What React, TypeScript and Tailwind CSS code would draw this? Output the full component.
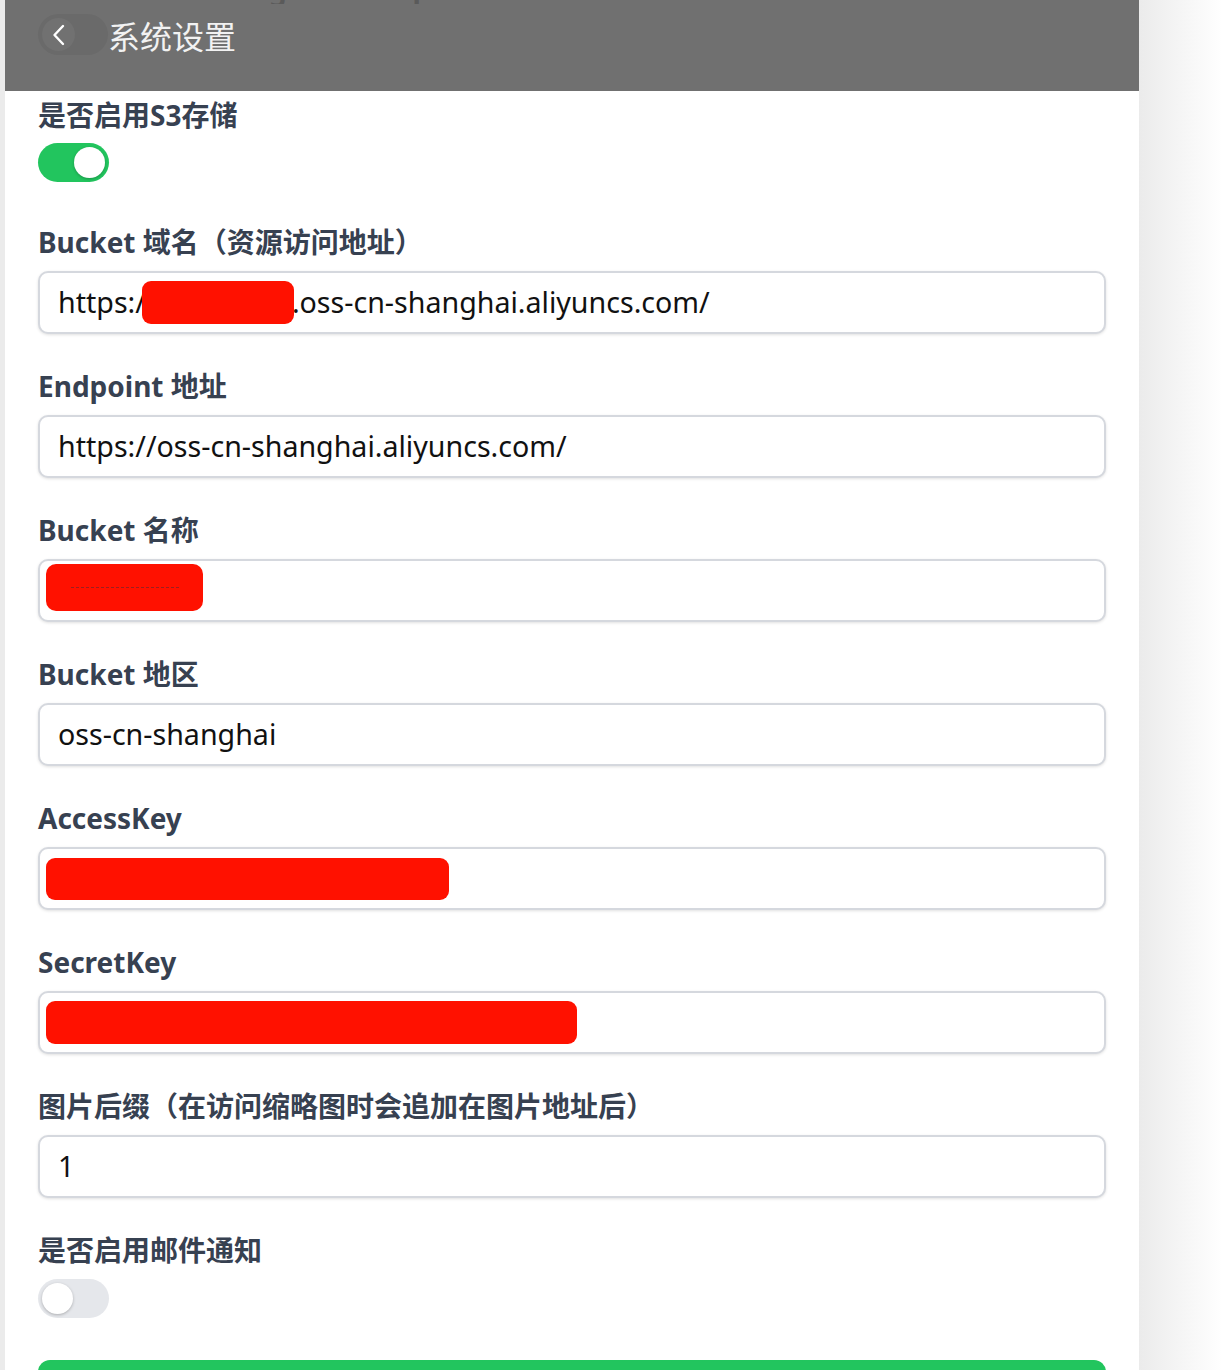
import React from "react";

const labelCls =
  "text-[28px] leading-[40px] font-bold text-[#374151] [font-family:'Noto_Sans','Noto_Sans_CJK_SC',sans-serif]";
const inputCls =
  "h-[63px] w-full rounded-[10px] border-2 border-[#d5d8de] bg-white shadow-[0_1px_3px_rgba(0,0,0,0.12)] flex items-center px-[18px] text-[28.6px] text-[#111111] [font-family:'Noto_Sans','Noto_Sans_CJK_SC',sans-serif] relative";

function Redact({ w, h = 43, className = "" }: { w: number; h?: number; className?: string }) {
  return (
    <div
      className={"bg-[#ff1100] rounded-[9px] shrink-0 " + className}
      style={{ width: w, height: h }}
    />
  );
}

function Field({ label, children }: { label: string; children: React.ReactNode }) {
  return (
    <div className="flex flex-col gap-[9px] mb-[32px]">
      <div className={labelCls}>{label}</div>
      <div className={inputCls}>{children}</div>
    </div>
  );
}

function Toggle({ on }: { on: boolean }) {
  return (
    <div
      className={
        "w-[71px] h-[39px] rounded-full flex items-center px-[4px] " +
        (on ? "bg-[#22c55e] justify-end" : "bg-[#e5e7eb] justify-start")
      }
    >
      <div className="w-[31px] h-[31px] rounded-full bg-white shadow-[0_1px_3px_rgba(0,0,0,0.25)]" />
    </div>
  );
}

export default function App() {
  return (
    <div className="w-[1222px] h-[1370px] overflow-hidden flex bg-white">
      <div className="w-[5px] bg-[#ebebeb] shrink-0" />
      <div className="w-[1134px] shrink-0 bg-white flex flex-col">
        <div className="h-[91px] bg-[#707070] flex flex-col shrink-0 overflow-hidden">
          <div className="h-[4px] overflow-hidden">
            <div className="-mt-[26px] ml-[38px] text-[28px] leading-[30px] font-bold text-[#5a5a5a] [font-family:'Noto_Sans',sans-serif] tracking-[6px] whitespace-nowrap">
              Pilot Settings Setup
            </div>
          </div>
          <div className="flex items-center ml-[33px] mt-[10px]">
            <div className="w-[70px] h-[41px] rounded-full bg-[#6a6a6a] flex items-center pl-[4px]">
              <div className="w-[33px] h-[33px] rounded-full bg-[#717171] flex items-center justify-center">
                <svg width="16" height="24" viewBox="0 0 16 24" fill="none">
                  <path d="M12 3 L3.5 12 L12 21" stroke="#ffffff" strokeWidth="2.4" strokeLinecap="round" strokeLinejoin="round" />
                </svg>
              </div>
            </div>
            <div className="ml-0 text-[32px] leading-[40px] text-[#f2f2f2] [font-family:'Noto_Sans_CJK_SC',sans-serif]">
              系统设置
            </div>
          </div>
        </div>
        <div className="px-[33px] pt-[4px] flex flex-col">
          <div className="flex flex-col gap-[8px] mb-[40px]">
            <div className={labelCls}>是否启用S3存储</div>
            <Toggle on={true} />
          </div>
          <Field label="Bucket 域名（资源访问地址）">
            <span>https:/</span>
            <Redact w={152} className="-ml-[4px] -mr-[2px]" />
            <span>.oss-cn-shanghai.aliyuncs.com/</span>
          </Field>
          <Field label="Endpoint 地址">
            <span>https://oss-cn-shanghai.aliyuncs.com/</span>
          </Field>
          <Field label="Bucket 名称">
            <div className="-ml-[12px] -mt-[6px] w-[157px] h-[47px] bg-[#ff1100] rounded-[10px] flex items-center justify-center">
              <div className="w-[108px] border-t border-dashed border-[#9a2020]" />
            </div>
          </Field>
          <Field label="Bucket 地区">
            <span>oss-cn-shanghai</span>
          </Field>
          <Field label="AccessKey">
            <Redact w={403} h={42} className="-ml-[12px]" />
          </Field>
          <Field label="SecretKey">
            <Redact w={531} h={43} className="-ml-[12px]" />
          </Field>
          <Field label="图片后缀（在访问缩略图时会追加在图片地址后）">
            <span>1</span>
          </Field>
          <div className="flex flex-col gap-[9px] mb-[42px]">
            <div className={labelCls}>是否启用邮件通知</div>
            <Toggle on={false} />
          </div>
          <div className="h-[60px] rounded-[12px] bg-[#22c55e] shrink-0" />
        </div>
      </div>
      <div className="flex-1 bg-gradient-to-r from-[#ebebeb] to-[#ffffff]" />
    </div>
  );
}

━━━

[Exercise prompt] Set the pictures aside and transcribe the data above exactly.

[Response to the task]
What React, TypeScript and Tailwind CSS code would draw this? Output the full component.
import React from "react";

const labelCls =
  "text-[28px] leading-[40px] font-bold text-[#374151] [font-family:'Noto_Sans','Noto_Sans_CJK_SC',sans-serif]";
const inputCls =
  "h-[63px] w-full rounded-[10px] border-2 border-[#d5d8de] bg-white shadow-[0_1px_3px_rgba(0,0,0,0.12)] flex items-center px-[18px] text-[28.6px] text-[#111111] [font-family:'Noto_Sans','Noto_Sans_CJK_SC',sans-serif] relative";

function Redact({ w, h = 43, className = "" }: { w: number; h?: number; className?: string }) {
  return (
    <div
      className={"bg-[#ff1100] rounded-[9px] shrink-0 " + className}
      style={{ width: w, height: h }}
    />
  );
}

function Field({ label, children }: { label: string; children: React.ReactNode }) {
  return (
    <div className="flex flex-col gap-[9px] mb-[32px]">
      <div className={labelCls}>{label}</div>
      <div className={inputCls}>{children}</div>
    </div>
  );
}

function Toggle({ on }: { on: boolean }) {
  return (
    <div
      className={
        "w-[71px] h-[39px] rounded-full flex items-center px-[4px] " +
        (on ? "bg-[#22c55e] justify-end" : "bg-[#e5e7eb] justify-start")
      }
    >
      <div className="w-[31px] h-[31px] rounded-full bg-white shadow-[0_1px_3px_rgba(0,0,0,0.25)]" />
    </div>
  );
}

export default function App() {
  return (
    <div className="w-[1222px] h-[1370px] overflow-hidden flex bg-white">
      <div className="w-[5px] bg-[#ebebeb] shrink-0" />
      <div className="w-[1134px] shrink-0 bg-white flex flex-col">
        <div className="h-[91px] bg-[#707070] flex flex-col shrink-0 overflow-hidden">
          <div className="h-[4px] overflow-hidden">
            <div className="-mt-[26px] ml-[38px] text-[28px] leading-[30px] font-bold text-[#5a5a5a] [font-family:'Noto_Sans',sans-serif] tracking-[6px] whitespace-nowrap">
              Pilot Settings Setup
            </div>
          </div>
          <div className="flex items-center ml-[33px] mt-[10px]">
            <div className="w-[70px] h-[41px] rounded-full bg-[#6a6a6a] flex items-center pl-[4px]">
              <div className="w-[33px] h-[33px] rounded-full bg-[#717171] flex items-center justify-center">
                <svg width="16" height="24" viewBox="0 0 16 24" fill="none">
                  <path d="M12 3 L3.5 12 L12 21" stroke="#ffffff" strokeWidth="2.4" strokeLinecap="round" strokeLinejoin="round" />
                </svg>
              </div>
            </div>
            <div className="ml-0 text-[32px] leading-[40px] text-[#f2f2f2] [font-family:'Noto_Sans_CJK_SC',sans-serif]">
              系统设置
            </div>
          </div>
        </div>
        <div className="px-[33px] pt-[4px] flex flex-col">
          <div className="flex flex-col gap-[8px] mb-[40px]">
            <div className={labelCls}>是否启用S3存储</div>
            <Toggle on={true} />
          </div>
          <Field label="Bucket 域名（资源访问地址）">
            <span>https:/</span>
            <Redact w={152} className="-ml-[4px] -mr-[2px]" />
            <span>.oss-cn-shanghai.aliyuncs.com/</span>
          </Field>
          <Field label="Endpoint 地址">
            <span>https://oss-cn-shanghai.aliyuncs.com/</span>
          </Field>
          <Field label="Bucket 名称">
            <div className="-ml-[12px] -mt-[6px] w-[157px] h-[47px] bg-[#ff1100] rounded-[10px] flex items-center justify-center">
              <div className="w-[108px] border-t border-dashed border-[#9a2020]" />
            </div>
          </Field>
          <Field label="Bucket 地区">
            <span>oss-cn-shanghai</span>
          </Field>
          <Field label="AccessKey">
            <Redact w={403} h={42} className="-ml-[12px]" />
          </Field>
          <Field label="SecretKey">
            <Redact w={531} h={43} className="-ml-[12px]" />
          </Field>
          <Field label="图片后缀（在访问缩略图时会追加在图片地址后）">
            <span>1</span>
          </Field>
          <div className="flex flex-col gap-[9px] mb-[42px]">
            <div className={labelCls}>是否启用邮件通知</div>
            <Toggle on={false} />
          </div>
          <div className="h-[60px] rounded-[12px] bg-[#22c55e] shrink-0" />
        </div>
      </div>
      <div className="flex-1 bg-gradient-to-r from-[#ebebeb] to-[#ffffff]" />
    </div>
  );
}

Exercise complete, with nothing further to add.